--- START OF RECORDED INFORMATION ---
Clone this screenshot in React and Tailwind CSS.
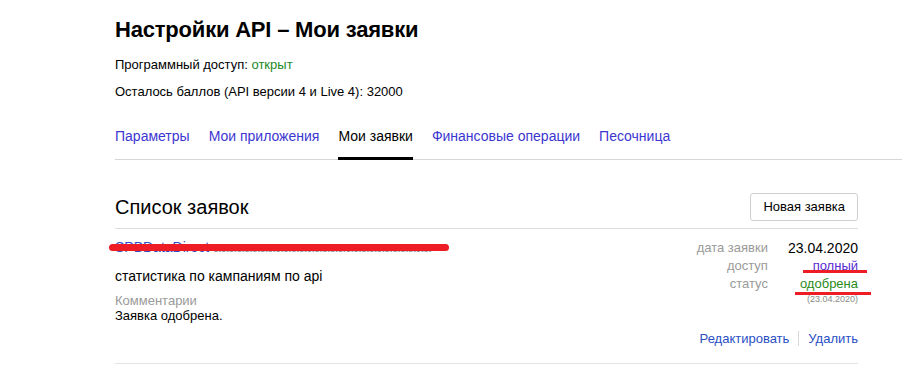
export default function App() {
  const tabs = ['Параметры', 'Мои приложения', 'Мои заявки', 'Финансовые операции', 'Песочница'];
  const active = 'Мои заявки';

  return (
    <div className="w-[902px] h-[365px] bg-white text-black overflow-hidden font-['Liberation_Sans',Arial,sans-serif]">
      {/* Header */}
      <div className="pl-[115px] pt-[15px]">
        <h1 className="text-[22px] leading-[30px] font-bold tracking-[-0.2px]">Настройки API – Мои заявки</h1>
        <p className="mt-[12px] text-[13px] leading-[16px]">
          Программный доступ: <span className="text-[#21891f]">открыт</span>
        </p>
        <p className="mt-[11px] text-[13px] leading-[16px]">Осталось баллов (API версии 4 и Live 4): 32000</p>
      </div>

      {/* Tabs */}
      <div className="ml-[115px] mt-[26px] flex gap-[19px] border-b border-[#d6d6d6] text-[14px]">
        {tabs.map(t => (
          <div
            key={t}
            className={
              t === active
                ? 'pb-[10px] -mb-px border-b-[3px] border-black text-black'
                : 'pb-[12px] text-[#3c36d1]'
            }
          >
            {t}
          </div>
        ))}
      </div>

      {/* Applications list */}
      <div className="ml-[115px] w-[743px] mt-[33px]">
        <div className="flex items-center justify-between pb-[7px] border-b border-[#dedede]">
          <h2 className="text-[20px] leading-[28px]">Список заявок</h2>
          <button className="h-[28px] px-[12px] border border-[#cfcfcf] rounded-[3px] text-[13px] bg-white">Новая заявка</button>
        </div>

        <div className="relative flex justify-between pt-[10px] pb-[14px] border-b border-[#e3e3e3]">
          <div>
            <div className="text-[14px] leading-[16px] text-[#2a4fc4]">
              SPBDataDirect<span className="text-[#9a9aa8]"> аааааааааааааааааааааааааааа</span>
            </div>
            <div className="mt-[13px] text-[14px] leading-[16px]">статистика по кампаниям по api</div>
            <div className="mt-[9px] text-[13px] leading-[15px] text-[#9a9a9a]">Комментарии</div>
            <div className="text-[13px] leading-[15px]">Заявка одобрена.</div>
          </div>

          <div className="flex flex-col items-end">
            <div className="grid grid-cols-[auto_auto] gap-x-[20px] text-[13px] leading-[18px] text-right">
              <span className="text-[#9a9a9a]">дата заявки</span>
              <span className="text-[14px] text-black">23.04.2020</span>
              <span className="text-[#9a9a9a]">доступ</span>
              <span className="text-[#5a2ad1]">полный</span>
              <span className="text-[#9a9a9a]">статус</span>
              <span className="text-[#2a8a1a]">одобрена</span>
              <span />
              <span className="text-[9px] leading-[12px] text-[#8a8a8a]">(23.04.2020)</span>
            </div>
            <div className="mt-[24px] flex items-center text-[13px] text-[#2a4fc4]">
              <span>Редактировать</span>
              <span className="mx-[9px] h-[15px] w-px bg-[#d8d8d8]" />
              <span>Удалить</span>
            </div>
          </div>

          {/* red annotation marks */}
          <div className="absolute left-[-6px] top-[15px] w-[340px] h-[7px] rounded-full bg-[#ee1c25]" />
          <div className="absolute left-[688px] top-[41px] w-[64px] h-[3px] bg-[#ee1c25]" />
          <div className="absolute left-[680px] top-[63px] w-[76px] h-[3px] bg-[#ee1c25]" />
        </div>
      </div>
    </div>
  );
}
--- END OF RECORDED INFORMATION ---
▸ THE REQUEST:
With the pictures left out, restate word for word every line of the data above, from the first down to the line that contains "const active = 'Мои заявки';".

▸ TASK OUTPUT:
Clone this screenshot in React and Tailwind CSS.
export default function App() {
  const tabs = ['Параметры', 'Мои приложения', 'Мои заявки', 'Финансовые операции', 'Песочница'];
  const active = 'Мои заявки';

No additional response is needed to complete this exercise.